Think back to the engine example. Chemical tests on the fluids give you the earliest possible potential failure and the matching longest interval. If you wait until you see smoke, the interval is now likely down to seconds.
The connection to reliability centered maintenance is that this maintenance strategy can include technology that constantly monitors assets and equipment, making it possible for you to catch potential failures early.
For example, you have a vibration sensor on an asset checking that everything is staying within preset limits. As soon as the asset vibrates too little or too much, the clock starts on the P-F interval. But early detection means you have lots of time to plan and carry out a good fix.

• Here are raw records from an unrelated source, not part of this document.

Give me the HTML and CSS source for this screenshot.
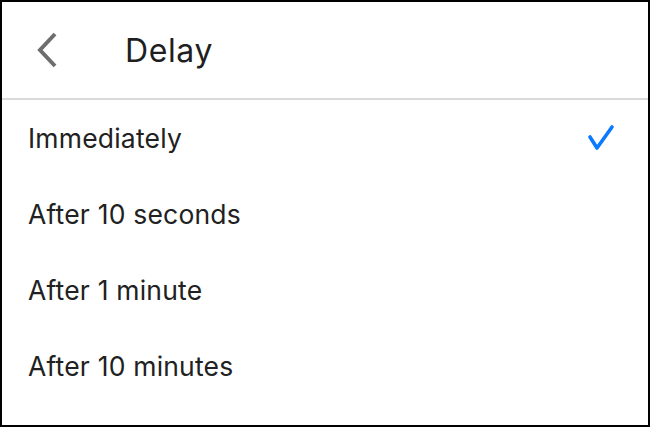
FILE: index.html
```html
<!DOCTYPE html>
<html lang="en">
<head>
  <meta charset="UTF-8" />
  <title>Delay</title>
  <link rel="stylesheet" href="styles.css">
</head>
<body>
  <div class="screen">
    <!-- header -->
    <div class="header">
      <span class="back">
        <svg width="24" height="36" viewBox="0 0 24 36">
          <path d="M20 2 L5 18 L20 34" fill="none" stroke="#6e6e6e" stroke-width="4" />
        </svg>
      </span>
      <h1 class="title">Delay</h1>
    </div>

    <!-- options -->
    <ul class="options">
      <li class="option">
        <span>Immediately</span>
        <svg class="check" width="30" height="30" viewBox="0 0 30 30">
          <path d="M4 14 L11 25 L26 4" fill="none" stroke="#0a7aff" stroke-width="3.6" stroke-linecap="round" stroke-linejoin="round" />
        </svg>
      </li>
      <li class="option"><span>After 10 seconds</span></li>
      <li class="option"><span>After 1 minute</span></li>
      <li class="option"><span>After 10 minutes</span></li>
    </ul>
  </div>
</body>
</html>
```

FILE: styles.css
```css
* {
  margin: 0;
  padding: 0;
  box-sizing: border-box;
}

body {
  font-family: Inter, Roboto, "Liberation Sans", sans-serif;
  background: #fff;
  color: #212121;
}

.screen {
  width: 650px;
  height: 427px;
  border: 2px solid #000;
  overflow: hidden;
}

.header {
  height: 98px;
  display: flex;
  align-items: center;
  border-bottom: 2px solid #dadada;
  padding-left: 33px;
}

.back {
  display: flex;
  width: 24px;
  height: 36px;
}

.title {
  font-size: 32px;
  font-weight: 400;
  letter-spacing: 0.6px;
  margin-left: 66px;
  color: #1f1f1f;
}

.options {
  list-style: none;
}

.option {
  height: 76px;
  display: flex;
  align-items: center;
  justify-content: space-between;
  padding: 0 32px 0 26px;
  font-size: 26.5px;
  letter-spacing: 0.2px;
  color: #212121;
}

.check {
  display: block;
}
```
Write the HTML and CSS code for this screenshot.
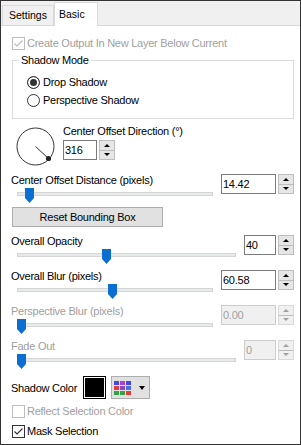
FILE: index.html
```html
<!DOCTYPE html>
<html lang="en">
<head>
  <meta charset="UTF-8" />
  <title>Drop Shadow - Basic</title>
  <link rel="stylesheet" href="styles.css">
</head>
<body>
  <div class="frame">
    <div class="tabs">
      <div class="tab">Settings</div>
      <div class="tab active">Basic</div>
    </div>

    <div class="page">
      <div class="check disabled">
        <span class="box"><svg viewBox="0 0 11 11"><path d="M1.5 5.5 L4 8 L9.5 2.5" /></svg></span>
        Create Output In New Layer Below Current
      </div>

      <fieldset class="group">
        <legend>Shadow Mode</legend>
        <div class="radio"><span class="dot on"></span>Drop Shadow</div>
        <div class="radio"><span class="dot"></span>Perspective Shadow</div>
      </fieldset>

      <!-- Direction dial -->
      <div class="dial-row">
        <svg class="dial" viewBox="0 0 40 40">
          <circle cx="19.5" cy="20.5" r="18.5" fill="none" stroke="#333" stroke-width="1" />
          <line x1="19.5" y1="20.5" x2="32.5" y2="32.5" stroke="#333" stroke-width="1" />
          <circle cx="32.5" cy="32.5" r="2.6" fill="#222" />
        </svg>
        <div class="dial-side">
          <div class="lbl">Center Offset Direction (°)</div>
          <div class="spin small">
            <span class="spin-field">316</span>
            <span class="spin-btns"><span class="up"></span><span class="dn"></span></span>
          </div>
        </div>
      </div>

      <div class="block first">
        <div class="track-col">
          <div class="lbl">Center Offset Distance (pixels)</div>
          <div class="slider"><svg class="thumb" style="left:8px" viewBox="0 0 9 15"><path d="M0 0 H9 V10 L4.5 15 L0 10 Z" /></svg></div>
        </div>
        <div class="spin">
          <span class="spin-field">14.42</span>
          <span class="spin-btns"><span class="up"></span><span class="dn"></span></span>
        </div>
      </div>

      <button class="btn">Reset Bounding Box</button>

      <div class="block after-btn">
        <div class="track-col">
          <div class="lbl">Overall Opacity</div>
          <div class="slider long"><svg class="thumb" style="left:85px" viewBox="0 0 9 15"><path d="M0 0 H9 V10 L4.5 15 L0 10 Z" /></svg></div>
        </div>
        <div class="spin narrow">
          <span class="spin-field">40</span>
          <span class="spin-btns"><span class="up"></span><span class="dn"></span></span>
        </div>
      </div>

      <div class="block">
        <div class="track-col">
          <div class="lbl">Overall Blur (pixels)</div>
          <div class="slider"><svg class="thumb" style="left:91px" viewBox="0 0 9 15"><path d="M0 0 H9 V10 L4.5 15 L0 10 Z" /></svg></div>
        </div>
        <div class="spin">
          <span class="spin-field">60.58</span>
          <span class="spin-btns"><span class="up"></span><span class="dn"></span></span>
        </div>
      </div>

      <div class="block disabled">
        <div class="track-col">
          <div class="lbl">Perspective Blur (pixels)</div>
          <div class="slider"><svg class="thumb" style="left:0px" viewBox="0 0 9 15"><path d="M0 0 H9 V10 L4.5 15 L0 10 Z" /></svg></div>
        </div>
        <div class="spin">
          <span class="spin-field">0.00</span>
          <span class="spin-btns"><span class="up"></span><span class="dn"></span></span>
        </div>
      </div>

      <div class="block disabled">
        <div class="track-col">
          <div class="lbl">Fade Out</div>
          <div class="slider long"><svg class="thumb" style="left:0px" viewBox="0 0 9 15"><path d="M0 0 H9 V10 L4.5 15 L0 10 Z" /></svg></div>
        </div>
        <div class="spin narrow">
          <span class="spin-field">0</span>
          <span class="spin-btns"><span class="up"></span><span class="dn"></span></span>
        </div>
      </div>

      <div class="color-row">
        <span class="lbl">Shadow Color</span>
        <span class="swatch"></span>
        <span class="picker">
          <svg class="grid" viewBox="0 0 17 14">
            <rect x="0" y="0" width="5" height="4" fill="#4646e6" />
            <rect x="6" y="0" width="5" height="4" fill="#b040c8" />
            <rect x="12" y="0" width="5" height="4" fill="#4646e6" />
            <rect x="0" y="5" width="5" height="4" fill="#e03c3c" />
            <rect x="6" y="5" width="5" height="4" fill="#8848c0" />
            <rect x="12" y="5" width="5" height="4" fill="#4a6ee8" />
            <rect x="0" y="10" width="5" height="4" fill="#38a048" />
            <rect x="6" y="10" width="5" height="4" fill="#38a048" />
            <rect x="12" y="10" width="5" height="4" fill="#e03c3c" />
          </svg>
          <span class="caret"></span>
        </span>
      </div>

      <div class="check disabled reflect">
        <span class="box"></span>
        Reflect Selection Color
      </div>
      <div class="check row-gap">
        <span class="box"><svg viewBox="0 0 11 11"><path d="M1.5 5.5 L4 8 L9.5 2.5" /></svg></span>
        Mask Selection
      </div>
    </div>
  </div>
</body>
</html>
```

FILE: styles.css
```css
body { margin: 0; font-family: "Liberation Sans", Arial, sans-serif; font-size: 11px; letter-spacing: -0.25px; color: #000; }
.frame {
  width: 301px; height: 445px; box-sizing: border-box; border: 1px solid #333;
  background: #fff; overflow: hidden;
}

/* tabs */
.tabs {
  display: flex; align-items: flex-end; height: 24px; padding-left: 1px;
  background: #f0f0f0; border-bottom: 1px solid #d9d9d9;
}
.tab {
  height: 19px; padding: 0 6px; border: 1px solid #d9d9d9; border-bottom: none;
  line-height: 19px; font-size: 10.5px; letter-spacing: 0;
}
.tab.active {
  height: 23px; margin-bottom: -1px; padding: 0 12px 0 4px;
  background: #fff; line-height: 22px;
}

.page { padding: 0 6px 0 10px; }
.disabled { color: #a0a0a0; }

/* checkbox + radio */
.check { display: flex; align-items: center; height: 14px; margin-top: 10px; }
.check.row-gap { margin-top: 6px; }
.check.reflect { margin-top: 5px; }
.box {
  width: 11px; height: 11px; border: 1px solid #333; margin: 0 2px 0 1px; flex: none;
}
.box svg { display: block; width: 11px; height: 11px; }
.box path { fill: none; stroke: #333; stroke-width: 1.2; }
.disabled .box { border-color: #bcbcbc; }
.disabled .box path { stroke: #bcbcbc; }

.group {
  margin: 4px 0 0 1px; padding: 6px 6px 9px 6px; border: 1px solid #dcdcdc;
}
.group legend { padding: 0 2px; line-height: 13px; }
.radio { display: flex; align-items: center; height: 18px; padding-left: 8px; }
.dot {
  width: 11px; height: 11px; border: 1px solid #333; border-radius: 50%;
  margin-right: 3px; flex: none;
}
.dot.on { background: #333; box-shadow: inset 0 0 0 2px #fff; }

/* dial */
.dial-row { display: flex; margin-top: 4px; }
.dial { display: block; width: 40px; height: 40px; margin: 3px 0 0 5px; }
.dial-side { margin-left: 7px; padding-top: 1px; }
.dial-side .spin { margin-top: 2px; }
.lbl { line-height: 14px; white-space: nowrap; }

/* spin boxes */
.spin { display: flex; width: 73px; height: 20px; }
.spin.narrow { width: 50px; }
.spin.small { width: 52px; }
.spin-field {
  flex: 1; border: 1px solid #7a7a7a; padding-left: 1px; line-height: 18px; background: #fff;
}
.spin-btns {
  width: 14px; margin-left: 2px; display: flex; flex-direction: column;
  border: 1px solid #bdbdbd;
}
.spin-btns span {
  flex: 1; display: flex; align-items: center; justify-content: center; background: #e6e6e6;
}
.spin-btns .dn { border-top: 1px solid #bdbdbd; }
.spin-btns .up::before {
  content: ""; border-left: 3px solid transparent; border-right: 3px solid transparent;
  border-bottom: 3px solid #000;
}
.spin-btns .dn::before {
  content: ""; border-left: 3px solid transparent; border-right: 3px solid transparent;
  border-top: 3px solid #000;
}
.disabled .spin-field { background: #f0f0f0; border-color: #cccccc; }
.disabled .spin-btns { border-color: #d9d9d9; }
.disabled .spin-btns span { background: #f0f0f0; }
.disabled .spin-btns .up::before { border-bottom-color: #a0a0a0; }
.disabled .spin-btns .dn::before { border-top-color: #a0a0a0; }

/* slider blocks */
.block { display: flex; justify-content: space-between; align-items: flex-start; margin-top: 5px; }
.block.first { margin-top: 7px; }
.block.after-btn { margin-top: 7px; }
.block .spin { margin-top: 1px; }
.slider {
  position: relative; width: 196px; height: 15px; box-sizing: border-box;
  margin: 1px 0 0 6px; padding-top: 4px;
}
.slider.long { width: 219px; }
.slider::before {
  content: ""; display: block; height: 2px;
  background: #e7eaea; border: 1px solid #d6d6d6;
}
.thumb { position: absolute; top: 0; width: 9px; height: 15px; display: block; }
.thumb path { fill: #0a6fd0; }

.btn {
  display: block; width: 151px; height: 20px; margin: 4px 0 0 1px; padding: 0;
  background: #e1e1e1; border: 1px solid #adadad;
  font: inherit; letter-spacing: inherit; color: #000;
}

/* shadow color */
.color-row { display: flex; align-items: center; height: 23px; margin-top: 7px; }
.color-row .lbl { width: 72px; }
.swatch {
  width: 21px; height: 21px; border: 1px solid #000; background: #000;
  box-shadow: inset 0 0 0 1px #fff;
}
.picker {
  display: flex; align-items: center; width: 37px; height: 21px; margin-left: 5px;
  background: #e1e1e1; border: 1px solid #adadad;
}
.grid { display: block; width: 17px; height: 14px; margin-left: 2px; }
.caret {
  margin-left: 8px; border-left: 3.5px solid transparent; border-right: 3.5px solid transparent;
  border-top: 4px solid #000;
}
```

Or, you could have a schedule of periodic vibration inspections. Instead of keeping the sensor on the asset all the time, you collect data at carefully scheduled intervals. How do you know how often to check? A safe bet is half the P-F interval for that specific potential failure.
How does a CMMS make getting behind the P-F curve easier?

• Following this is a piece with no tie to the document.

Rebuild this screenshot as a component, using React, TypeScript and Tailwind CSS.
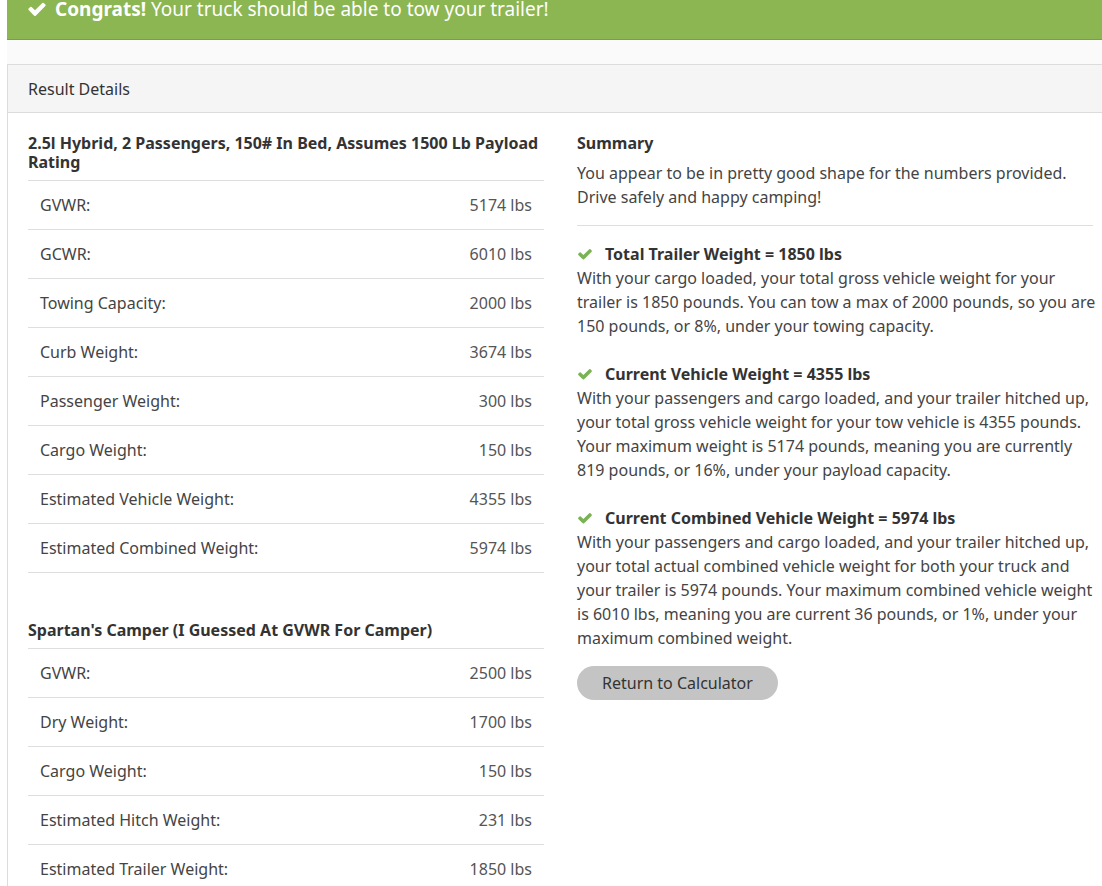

It would be great if all your assets and equipment came with a P-F curve tucked into every instruction manual
But even if they did, eventually you’d need to create your own curves. It’s sort of like how your parents know you best when you’re young, but eventually your spouse knows you better. When the manufacturer first designed and produced the asset, they were the experts. But now that it’s lived with you for a while, you likely have a better understanding of any potential problems.
Or do you? If your paperwork is scribbled on loose pieces of paper or spread out on endless spreadsheets, it’s hard for you to leverage your data into useful insights.
A modern CMMS makes it easy. It helps you capture data in real-time, ensuring accuracy. And then it takes all that data and keeps it safe and secure in one location, which then makes it easy to access and share.
Now that you have access to complete and reliable asset maintenance and repair histories, you can see what your potential failures are and generally how long you have until functional failure.
Quick, concise summary
The P-F curve has three elements: the potential failures, the functional failure, and the times between them, the P-F intervals. Potential failures are the things you can detect before the asset stops working. For example, you can see smoke coming from an engine before it fails. The problem is it’s likely too late. If you’d caught the problem earlier, you would have had a longer interval and more time to fix it. Once you know your potential failures and intervals for an asset, you can better schedule maintenance. For detection, you schedule inspections at half the related interval. If the interval is two weeks, schedule inspections for every week.
CMMS software makes the whole process easier by helping you capture, save, and share the asset data you need to choose your potential failures and set your P-F intervals. With the built-in preventive maintenance module, it also makes it easier for you to schedule inspections.